Sunday, April 25, 2010

It’s Pea-Plantin’ Time in the Mountains

…or not. It seems awfully early to me, with a week still left to the month, but “they” say you can/should plant your peas “as soon as the ground is workable.” This year that would’ve been almost in March! Why, I don’t usually get the garden going until mid-May at earliest, and more often than not not until after Memorial Day. But, this year it has been warm early, and with employment up in the air (had a job interview this week in Maryland, but there are 29 other candidates for that job), I figure it’s best to plant, just in case. I’m kinda hoping that by planting the garden the Fates will think they’ve worked against me by giving me a job and making me move. We’ll see.

So, tonight when I got home from work, the air was mild, the sun was shining – perfect planting weather, thought I. The black flies are not biting yet, although once the sun was well and goodly set, the mosquitoes came out and did their best to drive me back inside. I wasn’t having any part of it, though – I stayed out planting until I couldn’t see the seeds anymore. Got eight double-rows planted – eight varieties. I know you are dying to know what kinds, so here’s the list and some descriptions.

Golden Sweet – edible pods – “Originally collected at a market in India. Tall 6’ plants, beautiful two-toned purple flowers and bright lemon-yellow pods. Best eaten small, excellent for stir-fry. The only yellow-colored edible podded pea in Seed Saver’s Exchange’s collection of over 1,000 varieties.” Sounds intriguing, eh? I have seeds from SSE and from Baker Creek for this variety – we’ll see if they do equally well.

Schweizer Riesen (Swiss Giant) Snow Peas - a rare pea that I got from Turtle Tree Biodynamic Seeds. The catalogue describes it as “an old Swiss heirloom. Tall, vigorous plants with attractive purple-flower[s] bear large, tender, tasty snow peas.
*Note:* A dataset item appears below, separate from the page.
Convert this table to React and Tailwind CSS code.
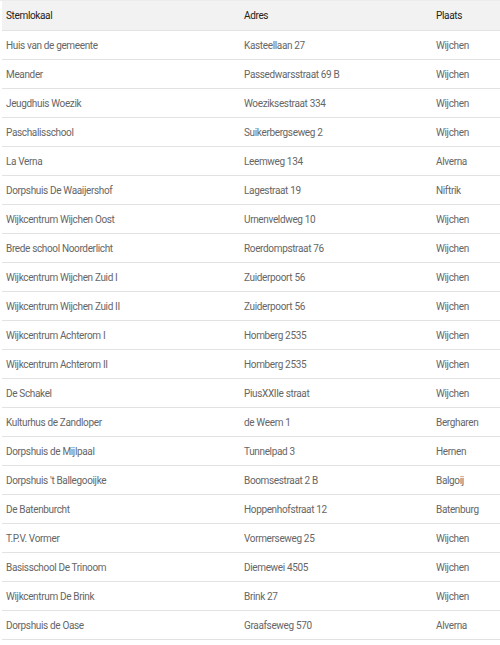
import React from "react";

const rows = [
  ["Huis van de gemeente", "Kasteellaan 27", "Wijchen"],
  ["Meander", "Passedwarsstraat 69 B", "Wijchen"],
  ["Jeugdhuis Woezik", "Woeziksestraat 334", "Wijchen"],
  ["Paschalisschool", "Suikerbergseweg 2", "Wijchen"],
  ["La Verna", "Leemweg 134", "Alverna"],
  ["Dorpshuis De Waaijershof", "Lagestraat 19", "Niftrik"],
  ["Wijkcentrum Wijchen Oost", "Urnenveldweg 10", "Wijchen"],
  ["Brede school Noorderlicht", "Roerdompstraat 76", "Wijchen"],
  ["Wijkcentrum Wijchen Zuid I", "Zuiderpoort 56", "Wijchen"],
  ["Wijkcentrum Wijchen Zuid II", "Zuiderpoort 56", "Wijchen"],
  ["Wijkcentrum Achterom I", "Homberg 2535", "Wijchen"],
  ["Wijkcentrum Achterom II", "Homberg 2535", "Wijchen"],
  ["De Schakel", "PiusXXIIe straat", "Wijchen"],
  ["Kulturhus de Zandloper", "de Weem 1", "Bergharen"],
  ["Dorpshuis de Mijlpaal", "Tunnelpad 3", "Hernen"],
  ["Dorpshuis 't Ballegooijke", "Boomsestraat 2 B", "Balgoij"],
  ["De Batenburcht", "Hoppenhofstraat 12", "Batenburg"],
  ["T.P.V. Vormer", "Vormerseweg 25", "Wijchen"],
  ["Basisschool De Trinoom", "Diemewei 4505", "Wijchen"],
  ["Wijkcentrum De Brink", "Brink 27", "Wijchen"],
  ["Dorpshuis de Oase", "Graafseweg 570", "Alverna"],
];

export default function App() {
  return (
    <div
      className="w-[500px] bg-white text-[10px] tracking-[-0.35px]"
      style={{ fontFamily: "Roboto, 'Liberation Sans', sans-serif" }}
    >
      <div className="border-t border-[#ececec] pl-[2px]">
        <div className="grid h-[30px] grid-cols-[238px_192px_1fr] items-center border-b border-[#e2e2e2] bg-[#f2f2f2] pl-[4px] text-[#222]">
          <div>Stemlokaal</div>
          <div>Adres</div>
          <div>Plaats</div>
        </div>
        {rows.map((r, i) => (
          <div
            key={i}
            className="grid h-[29px] grid-cols-[238px_192px_1fr] items-center border-b border-[#e2e2e2] pl-[4px] text-[#666]"
          >
            <div>{r[0]}</div>
            <div>{r[1]}</div>
            <div>{r[2]}</div>
          </div>
        ))}
      </div>
    </div>
  );
}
People sometimes mistake the showy flowers for sweet peas.”

Mayfair – a shell pea I got two or three years ago and haven’t had since due to seed crop failures. I was glad to get it again this year – it’s a very good sweet pea. Unfortunately, the description for these was on the back of the order form, which was mailed, so I can’t tell you what the catalogue said about them! They produce late in the season - a good choice to extend your pea-growing pleasure.

Green Arrow – another standard in my garden. It’s also the pea with a large following among commercial growers. Still, it is yummy.

Blue Podded Shelling Peas – I grew these for the first time last year. They are so beautiful, from their lovely blue flowers to their stunning purple (not blue) pods. Even the peas inside the pods are purple, but when cooked, they do turn green, just like purple beans do. Let’s see, the package (from SSE) says “AKA Blauwschokkers. Soup peas have been enjoyed as a winter staple in Europe for centuries. Spectacular plants are beautiful enough to grow as an ornamental. Productive Dutch strain.” Oops – I see it also says to soak the peas overnight before planting. Well, too late now! Last year I treated all my peas to innoculant mixed with water, and they did just fine with only a few minutes in the liquid. Maybe we’ll get rain the next couple days (the forecast calls for rain all week, actually) and that will do instead. I guess we’ll see!

British Wonder – I planted these for the first time last year. I remember being impressed with them, but I can’t remember why. Hm. The SSE packaging says “Introduced in England by Taber and Cullen in 1890. Sent to the USDA for trial in1903 and introduced by W. Atlee Burpee in 1904. Excellent yields of sweet green peas.”

Laxton’s Progress #9 – an interesting name, don’t you think? I think that’s why I purchased them originally, but they have since become another pea staple for me. This is possibly because they bear fruit so early, and the pods are large and plump. Good peas.

Lincoln – these were the last ones I planted tonight. Another heirloom from Baker Creek. In their catalogue they describe Lincoln’s as follows: “An old-time pea introduced in 1908. High-yielding and tasty, this pea does better than many in warmer weather.” The vines are described as compact and a good choice for small gardens. We shall see.

That leaves Little Marvel and Cascadia still to plant. Maybe tomorrow. Maybe next week. Then there are the onions, which arrived this week…

It is now tomorrow - the morning was so nice that I couldn't resist finishing the last bed of peas, so Little Marvel and Cascadia went into the ground today. Then I sorted out the driplines - all pulled up from last fall in order to facilitate weeding and the addition of soil ammendments. Lines were relaid in the pea beds, and row covers were placed over the whole lot.

The row covers aren't so much for frost protection as they are for crow protection. After losing all my bean seeds one year to a mysterious cause, I'm not taking any chances any more. Until seedlings are up and able to hold their own, they get some extra protection. Kind of makes the garden look like a bunch of shroud-covered graves, though, doesn't it?